What actually matters:

"In terms of percentage losses, Uber’s dip doesn’t even scratch the surface of
the worst IPOs."

------
gremlinsinc
I don't get how Uber gets so much money thrown at it, when it has not proven
ANY business fundamentals. Sure people use the service, and like the service,
but when the service is essentially a perpetual loss-leader what's the point?
Self-driving cars could be 5 years away, or it could be 20. I remember google
saying they'd be on the road and ready for prime-time use by 2017, well that's
come and gone.

Fact is the entire game will shift when they do hit the market, manufacturers
would be STUPID not to make subscription plans where you don't 'own' a car,
but you pay $500-1000/month (includes insurance/gas/etc...) for a car to pick
you up, take you where you need to go, then when it's not working for you -
it's working for someone else nearby (cutting down on congestion at the same
time). When all the car manufacturers are their own uber, where does that
leave uber?

------
DevX101
I've really never liked the way the financial press writes about IPOs.
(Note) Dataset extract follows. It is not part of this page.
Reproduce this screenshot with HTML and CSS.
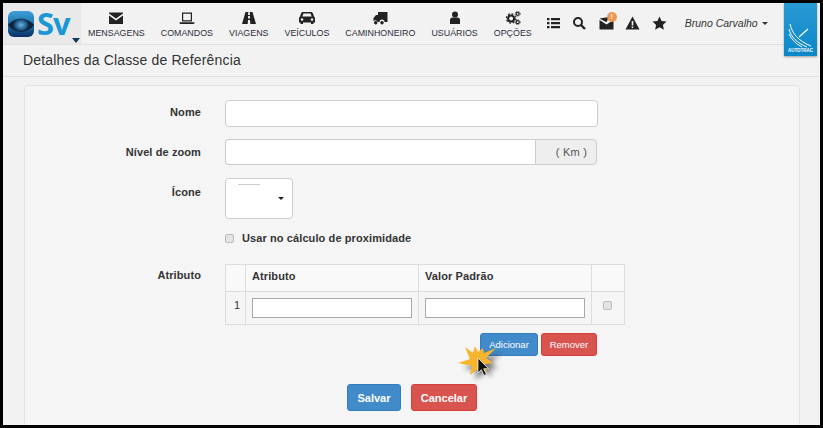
FILE: index.html
```html
<!DOCTYPE html>
<html lang="pt">
<head>
<meta charset="utf-8">
<title>Detalhes da Classe de Referência</title>
<link rel="stylesheet" href="styles.css">
</head>
<body>
<div class="frame">
  <header class="topbar">
    <div class="brand">
      <svg class="brand-eye" width="26" height="26" viewBox="0 0 26 26">
        <defs>
          <linearGradient id="eyeBg" x1="0" y1="0" x2="0" y2="1"><stop offset="0" stop-color="#3f9fd8"/><stop offset="0.55" stop-color="#1c6fa8"/><stop offset="1" stop-color="#0b2f66"/></linearGradient>
          <radialGradient id="eyeIris"><stop offset="0" stop-color="#6fb3dc"/><stop offset="0.7" stop-color="#1f5f8f"/><stop offset="1" stop-color="#0c2a45"/></radialGradient>
        </defs>
        <rect width="26" height="26" rx="6" fill="url(#eyeBg)"/>
        <path d="M0 14 C6 6 20 6 26 14 C20 23 6 23 0 14Z" fill="#10233a"/>
        <ellipse cx="13" cy="14" rx="8" ry="6.5" fill="url(#eyeIris)"/>
      </svg>
      <span class="brand-name">Sv</span>
      <span class="brand-caret"></span>
    </div>
    <nav class="mainnav">
      <a class="navitem">
        <svg class="ico" viewBox="0 0 16 14"><path d="M1 1.500h14v1L8 7.500 1 2.500z M1 4.500L8 9.500l7-5V13H1z"/></svg>
        <span>MENSAGENS</span>
      </a>
      <a class="navitem">
        <svg class="ico" viewBox="0 0 16 14"><path d="M3 1.500h10v9H3z M4.200 2.700v6.600h7.600V2.700z M0.500 11.300h15v.9l-1 .8h-13l-1-.8z" fill-rule="evenodd"/></svg>
        <span>COMANDOS</span>
      </a>
      <a class="navitem">
        <svg class="ico" viewBox="0 0 16 14"><path d="M4.500 1h2.800L7 4h2l-.3-3h2.800L15 13H9.300L9 9H7l-.3 4H1z M7.100 5l-.1 2.500h2L8.900 5z" fill-rule="evenodd"/></svg>
        <span>VIAGENS</span>
      </a>
      <a class="navitem">
        <svg class="ico" viewBox="0 0 16 14"><path d="M4 1h8c1 0 1.500 .5 2 1.500l1 3c.5 .5 1 1 1 2v4h-1.500v1.500h-2.500V11.500h-8V13H1.500v-1.500H0v-4c0-1 .5-1.500 1-2l1-3C2.500 1.500 3 1 4 1z M4.500 2.500l-1.200 3h9.400l-1.200-3z M3 7.200a1.300 1.300 0 1 0 .01 0z M13 7.200a1.300 1.300 0 1 0 .01 0z" fill-rule="evenodd"/></svg>
        <span>VEÍCULOS</span>
      </a>
      <a class="navitem">
        <svg class="ico" viewBox="0 0 16 14"><path d="M6 1h9.500v10H12.500a2.500 2.500 0 0 0-5 0H5.800a2.500 2.500 0 0 0-4.300-.7V7l2.500-3h2z M3.700 10a1.700 1.700 0 1 0 .01 0z M10 10a1.700 1.700 0 1 0 .01 0z"/></svg>
        <span>CAMINHONEIRO</span>
      </a>
      <a class="navitem">
        <svg class="ico" viewBox="0 0 16 14"><circle cx="8" cy="3.500" r="3"/><path d="M3 13V9c0-1.500 1-2.500 2.500-2.500h5C12 6.500 13 7.500 13 9v4z"/></svg>
        <span>USUÁRIOS</span>
      </a>
      <a class="navitem">
        <svg class="ico" viewBox="0 0 16 15"><circle cx="6" cy="8" r="3.200" fill="none" stroke="#222" stroke-width="2.200"/><circle cx="6" cy="8" r="5" fill="none" stroke="#222" stroke-width="1.400" stroke-dasharray="2 1.900"/><circle cx="13" cy="3" r="1.600" fill="none" stroke="#222" stroke-width="1.300"/><circle cx="13" cy="3" r="2.700" fill="none" stroke="#222" stroke-width=".8" stroke-dasharray="1.200 1"/><circle cx="13" cy="12" r="1.600" fill="none" stroke="#222" stroke-width="1.300"/><circle cx="13" cy="12" r="2.700" fill="none" stroke="#222" stroke-width=".8" stroke-dasharray="1.200 1"/></svg>
        <span>OPÇÕES</span>
      </a>
    </nav>
    <div class="tools">
      <svg class="tool" viewBox="0 0 15 14"><path d="M1 2h2.500v2.200H1z M5 2h9v2.200H5z M1 6h2.500v2.200H1z M5 6h9v2.200H5z M1 10h2.500v2.200H1z M5 10h9v2.200H5z"/></svg>
      <svg class="tool" viewBox="0 0 15 14"><circle cx="6" cy="6" r="4" fill="none" stroke="#222" stroke-width="2"/><path d="M9 9l4 4" stroke="#222" stroke-width="2.400" fill="none"/></svg>
      <span class="tool-mail">
        <svg class="tool" viewBox="0 0 15 14"><path d="M0.500 4l7 4.500L14.500 4v9.500H.5z M.5 2.500L10 1 7.500 6.200z"/></svg>
        <b class="badge">!</b>
      </span>
      <svg class="tool" viewBox="0 0 15 14"><path d="M7.500 .5L14.500 13.500H.5z M6.700 5v4.500h1.600V5z M6.700 10.500v1.600h1.600v-1.600z" fill-rule="evenodd"/></svg>
      <svg class="tool" viewBox="0 0 15 14"><path d="M7.500 .5l2.100 4.500 4.900.6-3.600 3.300 1 4.800-4.400-2.500-4.400 2.500 1-4.800L.5 5.600l4.900-.6z"/></svg>
    </div>
    <div class="user"><em>Bruno Carvalho</em><span class="caret"></span></div>
    <div class="autotrac">
      <svg width="26" height="26" viewBox="0 0 26 26"><path d="M2 2c2 9 8 17 21 22" fill="none" stroke="#fff" stroke-width="1"/><path d="M1 7c2 8 8 14 18 18" fill="none" stroke="#fff" stroke-width="1"/><path d="M1 12c3 6 7 10 13 13" fill="none" stroke="#fff" stroke-width="1"/><path d="M11 15l9-8" stroke="#fff" stroke-width="1.200" fill="none"/></svg>
      <span>AUTOTRAC</span>
    </div>
  </header>
  <div class="titlebar"><h1>Detalhes da Classe de Referência</h1></div>
  <main class="card">
    <form class="form">
      <label class="lbl lbl-nome">Nome</label>
      <input class="ctl ctl-nome" type="text">
      <label class="lbl lbl-zoom">Nível de zoom</label>
      <div class="group">
        <input class="group-input" type="text">
        <span class="addon">( Km )</span>
      </div>
      <label class="lbl lbl-icon">Ícone</label>
      <div class="iconpick"><span class="iconline"></span><span class="caret dark"></span></div>
      <span></span>
      <label class="check"><span class="box"></span>Usar no cálculo de proximidade</label>
      <label class="lbl lbl-attr">Atributo</label>
      <div class="attr">
        <table class="attrs">
          <thead><tr><th class="c-n"></th><th class="c-a">Atributo</th><th class="c-a">Valor Padrão</th><th class="c-x"></th></tr></thead>
          <tbody><tr><td class="num">1</td><td><input class="cell" type="text"></td><td><input class="cell" type="text"></td><td class="mid"><span class="box"></span></td></tr></tbody>
        </table>
        <div class="rowbtns">
          <button type="button" class="btn small blue">Adicionar</button>
          <button type="button" class="btn small red">Remover</button>
        </div>
      </div>
    </form>
    <div class="actions">
      <button type="button" class="btn big blue">Salvar</button>
      <button type="button" class="btn big red">Cancelar</button>
    </div>
    <svg class="pointer" width="46" height="46" viewBox="0 0 46 46">
      <defs><filter id="blur"><feGaussianBlur stdDeviation="2.500"/></filter></defs>
      <path d="M7 7L15 13 17 6 20 12 25 8 26 13 38 8 28 18 35 23 27 24 29 32 23 27 12 35 14 26 0 23 12 19z" fill="#222" opacity=".55" filter="url(#blur)" transform="translate(5 5)"/>
      <path d="M7 7L15 13 17 6 20 12 25 8 26 13 38 8 28 18 35 23 27 24 29 32 23 27 12 35 14 26 0 23 12 19z" fill="#f7b52e"/>
      <path d="M20 18v15l3.300-3.300 2.700 5.800 2.400-1.100-2.700-5.700h4.800z" fill="#111" stroke="#fff" stroke-width=".7"/>
    </svg>
  </main>
</div>
</body>
</html>
```

FILE: styles.css
```css
* { box-sizing: border-box; }
html, body { margin: 0; padding: 0; height: 100%; background: #000; overflow: hidden; }
body { font-family: "Liberation Sans", Arial, sans-serif; color: #333; }
.frame { width: 817px; height: 422px; margin: 3px 0 0 3px; background: #f2f2f2; overflow: hidden; position: relative; display: flex; flex-direction: column; }

.topbar { height: 42px; flex: none; display: flex; border-bottom: 1px solid #e2e2e2; }
.brand { width: 78px; height: 41px; background: #e9e9e9; position: relative; display: flex; align-items: center; padding-left: 5px; gap: 3px; }
.brand-eye { flex: none; margin-top: 1px; }
.brand-name { font: bold 31px/1 "Open Sans", "Liberation Sans", sans-serif; color: #1b97d5; letter-spacing: -1px; }
.brand-caret { position: absolute; left: 69px; top: 35px; border: 4px solid transparent; border-top: 5px solid #123a5c; border-bottom: 0; }

.mainnav { display: flex; margin-left: -1px; }
.navitem { display: flex; flex-direction: column; align-items: center; padding: 8px 8px 0; font-size: 8.880px; color: #2c2c3a; line-height: 11px; white-space: nowrap; }
.ico { width: 16px; height: 14px; fill: #222; margin-bottom: 3px; display: block; }

.tools { display: flex; align-items: center; gap: 11.500px; margin-left: 6px; height: 34px; padding-top: 5px; }
.tool { width: 15px; height: 14px; fill: #222; display: block; }
.tool-mail { position: relative; display: block; }
.badge { position: absolute; right: -3px; top: -4px; width: 10px; height: 10px; border-radius: 50%; background: #f0964e; color: #fff; font: bold 7px/10px "Liberation Sans", sans-serif; text-align: center; }
.user { margin-left: 18px; height: 40px; display: flex; align-items: center; font-size: 10.500px; color: #333; white-space: nowrap; }
.user em { letter-spacing: 0; }
.caret { display: inline-block; margin-left: 4px; border: 3.500px solid transparent; border-top: 3.500px solid #333; border-bottom: 0; }
.caret.dark { border-top-color: #222; }
.autotrac { position: absolute; left: 781px; top: 0; width: 33px; height: 53px; background: linear-gradient(#2a9ad3, #0a87c9); box-shadow: 0 1px 2px rgba(0,0,0,.35); display: flex; flex-direction: column; align-items: center; justify-content: flex-end; padding-bottom: 2px; color: #fff; }
.autotrac span { font: bold 4.500px/6px "Liberation Sans", sans-serif; }

.titlebar { height: 32px; flex: none; border-bottom: 1px solid #e2e2e2; padding: 7px 0 0 20px; }
.titlebar h1 { margin: 0; font-size: 14px; font-weight: normal; line-height: 17px; letter-spacing: .17px; color: #333; }

.card { position: relative; flex: none; margin: 8px 0 0 21px; width: 776px; height: 400px; background: #f5f5f5; border: 1px solid #e3e3e3; border-radius: 4px; padding-top: 14px; }
.form { display: grid; grid-template-columns: 176px 400px; column-gap: 24px; }
.lbl { font-size: 11px; font-weight: bold; text-align: right; letter-spacing: .1px; color: #333; line-height: 14px; }
.lbl-nome { padding-top: 5px; }
.lbl-zoom { padding-top: 6px; margin-top: 12px; }
.lbl-icon { padding-top: 7px; margin-top: 13px; }
.lbl-attr { margin-top: 19px; padding-top: 4px; }
.ctl-nome { width: 373px; height: 27px; border: 1px solid #ccc; border-radius: 4px; background: #fff; display: block; }
.group { display: flex; width: 372px; height: 26px; margin-top: 12px; }
.group-input { width: 310px; border: 1px solid #ccc; border-right: 0; border-radius: 4px 0 0 4px; background: #fff; display: block; }
.addon { flex: 1; border: 1px solid #ccc; border-radius: 0 4px 4px 0; background: #eee; font-size: 11px; line-height: 24px; text-align: right; padding-right: 9px; letter-spacing: .2px; color: #555; }
.iconpick { position: relative; width: 68px; height: 41px; margin-top: 13px; border: 1px solid #ccc; border-radius: 4px; background: #fff; }
.iconline { position: absolute; left: 12px; top: 5px; width: 22px; height: 1px; background: #ccc; }
.iconpick .caret { position: absolute; right: 8px; top: 18px; margin: 0; }
.check { display: flex; align-items: center; gap: 8px; margin-top: 12px; height: 14px; font-size: 11px; font-weight: bold; letter-spacing: .1px; white-space: nowrap; color: #333; }
.box { display: block; width: 9px; height: 9px; flex: none; border: 1px solid #bbb; border-radius: 2px; background: #e4e4e4; }
.attr { margin-top: 19px; }
.attrs { width: 400px; border-collapse: collapse; table-layout: fixed; font-size: 11px; letter-spacing: .1px; color: #333; }
.attrs th, .attrs td { border: 1px solid #ddd; padding: 0; }
.attrs th { height: 27px; background: #f9f9f9; text-align: left; padding: 0 6px 5px; font-weight: bold; }
.attrs td { height: 33px; padding: 0 6px; }
.c-n { width: 20px; }
.c-x { width: 33px; }
.attrs .num { padding: 0 0 6px 8px; }
.attrs .mid { padding: 0 14px 0 11px; }
.attrs .mid .box { margin: 0 0 6px; }
.cell { display: block; width: 160px; height: 20px; margin-top: -1px; border: 1px solid #a9a9a9; background: #fff; padding: 0; }
.rowbtns { display: flex; gap: 3px; margin-top: 8px; margin-left: 255px; }
.btn { font-family: "Liberation Sans", sans-serif; color: #fff; border-radius: 3px; border: 1px solid; padding: 0; }
.blue { background: #428bca; border-color: #357ebd; }
.red { background: #d9534f; border-color: #d43f3a; }
.small { height: 23px; font-size: 9.500px; }
.small.blue { width: 58px; }
.small.red { width: 56px; }
.actions { display: flex; justify-content: center; gap: 10px; margin-top: 28px; margin-left: 30px; width: 714px; }
.big { height: 27px; font-size: 11px; font-weight: bold; }
.big.blue { width: 54px; }
.big.red { width: 66px; }
.pointer { position: absolute; left: 433px; top: 254px; }
```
The
success of an IPO process should be judged on the degree to which the
underwriters were able to accurately price the stock.

The best IPO in my mind is one in which the price doesn't change at all on IPO
day. That is, both the company and the IPO investors agreed on a fair
valuation for the company and they were both right.

Zoom's stock which shot up 70% in my mind was a horrible IPO. Either the
underwriters undervalued the company, or the investors are paying too much for
an asset that's worth less.

Seen in this context, User's 7.6% drop on IPO day is not bad, and better than
most.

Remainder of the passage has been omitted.